CROOKED HOUSE, or any one of about ten other Agatha Christies. She was the mistress of the twist. Another favourite is DEATH COMES AS THE END. That managed the difficult feat of getting the reader to look forward optimistically to the future while perched on a rock above the Nile in approximately 2000BC.

What fictional character would you most like to have been?
Sarah Kenny from the Quick Investigations series by Arlene Hunt. I’ve always loved Wexford St. It’s my favourite part of Dublin, with great bars and slapdash little cafés and flower sellers and unlikely charity shops. It’s lively and happening – just this side of seedy. Imagine the fun of perching a floor or two above it in an old-fashioned office and having dodgy characters appear and tell you implausible tales. Mind you, if a quarter of what happens to Sarah happened to me I’d have a nervous breakdown within a week.

Who do you read for guilty pleasures?
Janet Evanovich. Georgette Heyer. P.G. Wodehouse. Terry Pratchett. I also enjoy children’s books. My kids are getting to the age now where I can read my collection of children’s fiction to them. I’m enjoying that very much.

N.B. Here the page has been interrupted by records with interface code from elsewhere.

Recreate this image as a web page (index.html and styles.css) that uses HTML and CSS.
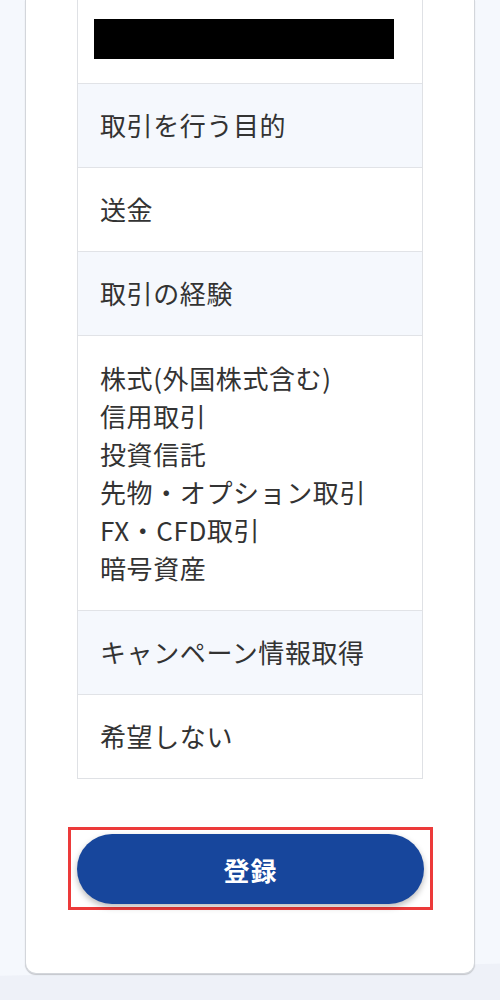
FILE: index.html
```html
<!DOCTYPE html>
<html lang="ja">
<head>
<meta charset="utf-8">
<title>確認</title>
<link rel="stylesheet" href="styles.css">
</head>
<body>
<main class="card">
  <div class="table">
    <div class="row value first"><div class="redact"></div></div>
    <div class="row head">取引を行う目的</div>
    <div class="row value">送金</div>
    <div class="row head">取引の経験</div>
    <div class="row value list">株式(外国株式含む)<br>信用取引<br>投資信託<br>先物・オプション取引<br>FX・CFD取引<br>暗号資産</div>
    <div class="row head">キャンペーン情報取得</div>
    <div class="row value">希望しない</div>
  </div>
  <div class="highlight">
    <button class="submit" type="button">登録</button>
  </div>
</main>
</body>
</html>
```
FILE: styles.css
```css
html, body {
  margin: 0;
  padding: 0;
}
body {
  width: 500px;
  height: 1000px;
  overflow: hidden;
  background: linear-gradient(178.6deg, #f5f8fd 0, #f5f8fd 975px, #eef1f8 976px, #eef1f8 100%);
  font-family: "Noto Sans CJK JP", "Noto Sans", sans-serif;
  color: #333;
}
.card {
  box-sizing: border-box;
  margin: 0 25px 0 25px;
  width: 450px;
  height: 974px;
  background: #fff;
  border: 1px solid #d3d6db;
  border-top: none;
  border-radius: 0 0 11px 11px;
  box-shadow: 0 1px 1px #c4c6cb;
  padding: 0 51px;
  display: flex;
  flex-direction: column;
}
.table {
  border-left: 1px solid #dfe1e5;
  border-right: 1px solid #dfe1e5;
  border-bottom: 1px solid #dfe1e5;
}
.row {
  box-sizing: border-box;
  padding: 22px 22px 23px;
  font-size: 26px;
  line-height: 38px;
  border-bottom: 1px solid #e1e3e7;
  letter-spacing: 0.6px;
}
.row:last-child {
  border-bottom: none;
}
.list {
  padding-top: 23px;
  padding-bottom: 23px;
}
.head {
  background: #f5f8fd;
}
.value {
  background: #fff;
}
.first {
  height: 84px;
  padding: 19px 0 0 16px;
}
.redact {
  width: 300px;
  height: 40px;
  background: #000;
}
.highlight {
  margin-top: 48px;
  margin-left: -9px;
  margin-right: -10px;
  border: 3px solid #ec3a3a;
  padding: 4px 6px 3px 6px;
}
.submit {
  display: block;
  width: 100%;
  height: 70px;
  border: none;
  border-radius: 35px;
  background: #17469c;
  color: #fff;
  font-family: "Noto Sans CJK JP", sans-serif;
  font-weight: 700;
  font-size: 26px;
  letter-spacing: 1px;
  box-shadow: 0 3px 6px rgba(0, 0, 0, 0.28);
  cursor: pointer;
}
```
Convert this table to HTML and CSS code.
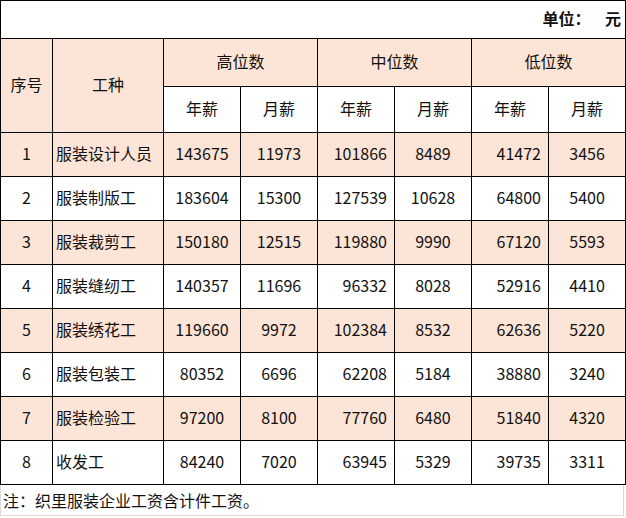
FILE: index.html
```html
<!DOCTYPE html>
<html lang="zh">
<head>
<meta charset="utf-8">
<title>工资表</title>
<link rel="stylesheet" href="styles.css">
</head>
<body>
<table class="wage">
  <colgroup>
    <col class="c-no"><col class="c-job">
    <col class="c-n"><col class="c-n"><col class="c-n"><col class="c-n"><col class="c-n"><col class="c-n">
  </colgroup>
  <tr class="r-unit"><td colspan="8" class="unit">单位：&nbsp;&nbsp;&nbsp;&nbsp;元</td></tr>
  <tr class="r-h1 peach">
    <th rowspan="2">序号</th><th rowspan="2">工种</th>
    <th colspan="2">高位数</th><th colspan="2">中位数</th><th colspan="2">低位数</th>
  </tr>
  <tr class="r-h2">
    <th>年薪</th><th>月薪</th><th>年薪</th><th>月薪</th><th>年薪</th><th>月薪</th>
  </tr>
  <tr class="peach"><td>1</td><td class="job">服装设计人员</td><td>143675</td><td>11973</td><td class="r">101866</td><td>8489</td><td class="r">41472</td><td>3456</td></tr>
  <tr><td>2</td><td class="job">服装制版工</td><td>183604</td><td>15300</td><td class="r">127539</td><td>10628</td><td class="r">64800</td><td>5400</td></tr>
  <tr class="peach"><td>3</td><td class="job">服装裁剪工</td><td>150180</td><td>12515</td><td class="r">119880</td><td>9990</td><td class="r">67120</td><td>5593</td></tr>
  <tr><td>4</td><td class="job">服装缝纫工</td><td>140357</td><td>11696</td><td class="r">96332</td><td>8028</td><td class="r">52916</td><td>4410</td></tr>
  <tr class="peach"><td>5</td><td class="job">服装绣花工</td><td>119660</td><td>9972</td><td class="r">102384</td><td>8532</td><td class="r">62636</td><td>5220</td></tr>
  <tr><td>6</td><td class="job">服装包装工</td><td>80352</td><td>6696</td><td class="r">62208</td><td>5184</td><td class="r">38880</td><td>3240</td></tr>
  <tr class="peach"><td>7</td><td class="job">服装检验工</td><td>97200</td><td>8100</td><td class="r">77760</td><td>6480</td><td class="r">51840</td><td>4320</td></tr>
  <tr><td>8</td><td class="job">收发工</td><td>84240</td><td>7020</td><td class="r">63945</td><td>5329</td><td class="r">39735</td><td>3311</td></tr>
</table>
<div class="note">注：织里服装企业工资含计件工资。</div>
</body>
</html>
```
FILE: styles.css
```css
html, body {
  margin: 0;
  padding: 0;
  background: #fff;
}
body {
  font-family: "Noto Sans CJK SC", "Noto Sans", sans-serif;
  font-size: 16px;
  color: #111;
}
.wage {
  border-collapse: collapse;
  table-layout: fixed;
  width: 626px;
}
.c-no { width: 52px; }
.c-job { width: 111px; }
.c-n { width: 77px; }
.wage td, .wage th {
  border: 1px solid #000;
  padding: 0 0 3px 0;
  text-align: center;
  vertical-align: middle;
  font-weight: normal;
  line-height: 20px;
  white-space: nowrap;
  overflow: hidden;
}
.wage tr { height: 44px; }
.wage .r-unit { height: 38px; }
.wage .r-h1 { height: 48px; }
.wage .r-h2 { height: 46px; }
.peach td, .peach th, .r-h2 th[rowspan] { background: #fce4d6; }
.r-h1 th[rowspan] { background: #fce4d6; }
.wage td.unit {
  text-align: right;
  font-weight: bold;
  padding-right: 4px;
  padding-bottom: 4px;
}
.wage td.job {
  text-align: left;
  padding-left: 3px;
}
.wage td.r {
  text-align: right;
  padding-right: 7px;
}
.note {
  width: 624px;
  height: 31px;
  line-height: 31px;
  padding-left: 2px;
  box-sizing: border-box;
  border-left: 1px solid #d9d9d9;
  border-right: 1px solid #d9d9d9;
  border-bottom: 1px solid #d9d9d9;
}
```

Most satisfying writing moment?
When I re-read something a month or two later and it still makes me laugh, or cry.

If you could recommend one Irish crime novel, what would it be?
There are so many to choose from, but everyone should read MY LADY JUDGE, the first in the series of Mara novels by Cora Harrison. It transports you back to early 16th-century Ireland, depicting a happy community in the Burren living under traditional Brehon law. It was a pivotal time, with the looming threat of advances from the East. The history books tell us what happened next. All the same, you’ll find yourself hoping that maybe they’re wrong.

What Irish crime novel would make a great movie?
Tana French’s BROKEN HARBOUR. It has it all going on: tension, bleakness, disintegration. It should be filmed in the incredible light you get on a sunny winter’s day in Ireland, and pervaded by the sound of the sea.

Worst / best thing about being a writer?
The worst thing is the editing. I do a lot of revising myself before handing over to my editor. I hate it. It’s totally worth doing, though. The best thing is getting a tweet or a message from someone who enjoyed the book. That’s like magic. This guy in Australia live-tweeted IT CAN BE DANGEROUS. Very entertaining.

The pitch for your next book is …?
Cynthia’s had a rough day. And now she’s found Nathan’s body. This could impact negatively on her performance review. Not to mention that the police are bound to suspect her, seeing as how she has no alibi and was cutting code right outside his office when he was murdered. Explaining that techies rarely interact with managers for long enough to kill them isn’t going to sort the problem. There’s only one thing to do before she’s arrested - find the killer herself. How hard can it be? She has a hotline to Nathan’s devilishly handsome son, enthusiastic friends and a lifetime’s expertise in armchair detection. Cynthia’s exploits soon reach the ears of the enigmatic Superintendent in charge of the case. She can handle that, but then she attracts the murderer’s attention ... (I must admit, that’s the pitch for my current book. My next book is currently just a tiny glint in Cynthia’s eye. But it’ll be brilliant.)

Who are you reading right now?
I’m re-reading Gamma, Helm, Johnson and Vlissides’ classic work DESIGN PATTERNS: ELEMENTS OF RE-USABLE OBJECT-ORIENTED SOFTWARE. I’m suffering from jet lag at the moment, and it helps me sleep.

God appears and says you can only write OR read. Which would it be?
I’d put up a good fight, but it’d have to be read. I couldn’t possibly do without books.

The three best words to describe your own writing are …?
Funny, fast whodunit.

Ita Ryan’s IT CAN BE DANGEROUS is published by Kells Bay Books.